What now for the NHS?
David Nicholson’s cheery goodbye to the NHS – he resigns as chief executive of NHS England on March 31 – was a step up from Liam Byrne’s parting shot as chief secretary to the Treasury (‘’I’m afraid to tell you there’s no money left.’) Not only has Nicholson’s NHS spent all the money (£110 billion a year), but he believes the government will need to spend billions more on reform or the NHS will face ‘a managed decline in the quality of care.’
Nicholson wants the NHS to ditch its reliance on expensive hospital based services, centralise highly specialist care on a massive scale and transfer much of what is currently done in hospitals closer to the home in much better resourced community-based care. These ideas have been around as long as Nicholson has been chief executive of the NHS, and the fact that he didn’t manage to implement them and is now pleading for them as he goes through the exit door is telling.
In all Western health systems, 20% of patients – those with multiple chronic diseases (heart disease, lung disease, diabetes, cancer, depression, dementia) – use up 80% of the resources. The most successful health services (e.g. the Montefiore health system in New York) identify these patients and offer them the best possible care in the community –hour long consultations, named doctors, specialist nurses and health trainers, continuity of care based on the best available evidence – as well as hospital care if they need it. But by investing lots of money in community care, they’ve reduced hospital admissions by nearly half and made a fat profit.
In the NHS, 90% of patient contacts occur in general practice but it gets only 8.39% of the budget. General practice is simply unsafe – with too few GPs struggling though hugely complex patients with multiple problems on multiple medications in only 10 minutes. The care is patchy and – like in hospitals – of hugely variable quality. And far too many patients go to the emergency department (ED) because they can’t get easy access to a GP, making the hospitals unsafe too and ED’s horrible to work in.
The NHS is the only safety critical industry in the world that tolerates 12.5 hour shifts for nurses. Evidence is accumulating that patients are harmed if wards don’t have adequate numbers of qualified nurses, and the best specialist care (e.g. for heart failure, stoma care or multiple sclerosis) occurs if patients have easy access to specialist nurses. Yet 4000 senior nursing posts have been lost since 2010. And around 3000 patients die every year in the NHS from avoidable error, while thousands more are harmed by substandard care. Most harm occurs because there aren’t enough well trained, well rested staff on the front line. And staff are refusing to work in unsafe wards or departments.

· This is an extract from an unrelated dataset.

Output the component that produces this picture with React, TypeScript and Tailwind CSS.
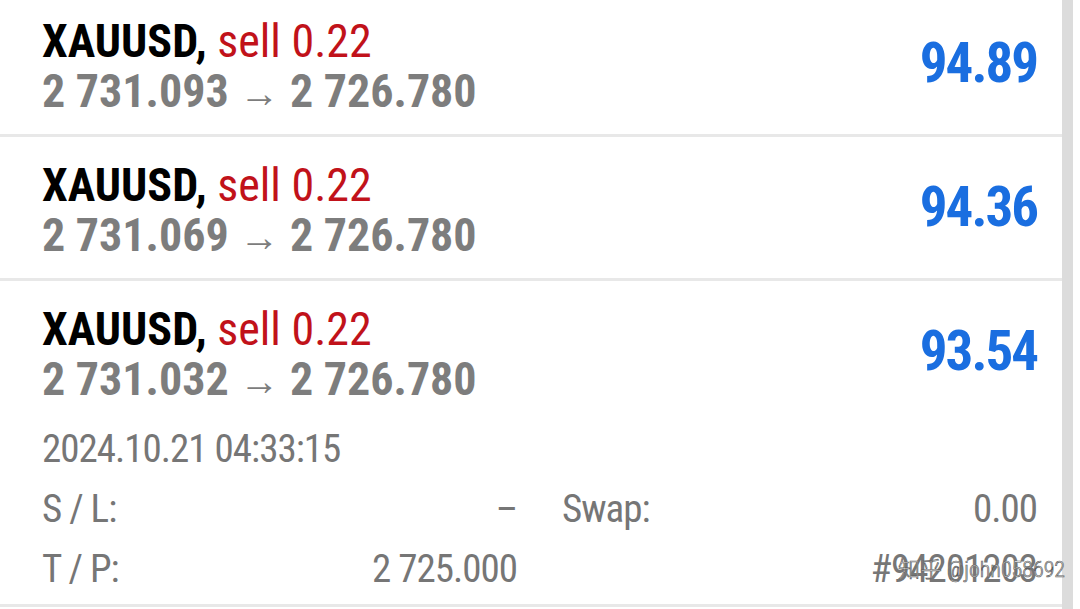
import React from "react";

interface Position {
    id: number;
    open: string;
    current: string;
    profit: string;
    expanded?: boolean;
}

const positions: Position[] = [
    { id: 1, open: "2 731.093", current: "2 726.780", profit: "94.89" },
    { id: 2, open: "2 731.069", current: "2 726.780", profit: "94.36" },
    { id: 3, open: "2 731.032", current: "2 726.780", profit: "93.54", expanded: true },
];

const PositionRow = ({ pos }: { pos: Position }) => {
    return (
        <div className="border-b-[3px] border-[#e8e8e8]">
            {/* Header: symbol, type, prices, profit */}
            <div className="h-[141px] flex items-center justify-between pl-[42px] pr-[25px]">
                <div className="self-start pt-[23px] leading-[50px] text-[46px]">
                    <div className="whitespace-nowrap">
                        <span className="font-bold text-black">XAUUSD,</span>{" "}
                        <span className="text-[#c1121a]">sell 0.22</span>
                    </div>
                    <div className="whitespace-nowrap font-bold text-[#7d7d7d]">
                        {pos.open} <span className="font-normal text-[40px]">→</span> {pos.current}
                    </div>
                </div>
                <div className="text-[55px] font-bold tracking-[-2px] text-[#1a6ee0]">{pos.profit}</div>
            </div>

            {/* Details for the opened position */}
            {pos.expanded && (
                <div className="-mt-[3px] pb-[5px] pl-[42px] pr-[25px] text-[39px] leading-[60px] tracking-[-1px] text-[#767676]">
                    <div>2024.10.21 04:33:15</div>
                    <div className="grid grid-cols-2 gap-x-[45px]">
                        <div className="flex justify-between">
                            <span>S / L:</span>
                            <span>–</span>
                        </div>
                        <div className="flex justify-between">
                            <span>Swap:</span>
                            <span>0.00</span>
                        </div>
                        <div className="flex justify-between">
                            <span>T / P:</span>
                            <span>2 725.000</span>
                        </div>
                        <div className="flex justify-end">
                            <span>#94201203</span>
                        </div>
                    </div>
                </div>
            )}
        </div>
    );
};

export default function App() {
    return (
        <div className="relative w-[1080px] h-[609px] overflow-hidden bg-white flex font-['Roboto',sans-serif] font-stretch-condensed">
            <div className="w-[1062px] -mt-[7px]">
                {positions.map(pos => (
                    <PositionRow key={pos.id} pos={pos} />
                ))}
            </div>
            {/* scroll indicator */}
            <div className="w-[11px] h-full bg-[#dcdcdc]" />

            {/* watermark */}
            <div className="absolute left-[898px] top-[555px] whitespace-nowrap text-[22px] leading-[30px] text-white font-['Roboto','Noto_Sans_CJK_SC',sans-serif] font-light [-webkit-text-stroke:0.7px_#5e5e5e]">
                知乎 @john058692
            </div>
        </div>
    );
}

None of this is new, but – thanks to the Mid Staffs Inquiry – the focus of the NHS has finally shifted to providing safe, humane care rather than just crunching the numbers, hitting the targets and burying the scandals until after the next election. Without a massive up-front investment in joined up community care (rather than Labour’s profligate dumping of walk-in centres across the country), the NHS can’t keep patients healthier in their homes and prevent them going to hospital. But there is no extra money, and efficiency savings have already taken the fat off the NHS, social care and local government and are now cutting into muscle and bone. Money could come from the mass merging of hospital specialist services but no politician has yet been brave enough to advocate this. And you need good community care to already be in place.
The NHS could cease to be a provider of universal services (as the Health Bill cunningly allows) and offer a skeleton service where patients buy insurance cover to top up. Policies are already available for future dementia care or cancer drugs that NICE deem to be too expensive for the NHS. It would be a brave government to advocate mixed funding of private insurance and tax for the NHS, and there’s no evidence this would be cheaper or fairer. But the alternatives – further tax rises or more rationing and a declining, neglectful and dangerous NHS and social care system – is no vote grabber either. Simon Stevens, the new boss of NHS England, must start by being honest about the scale of the problems, even as the election looms. And Jeremy Hunt must let him.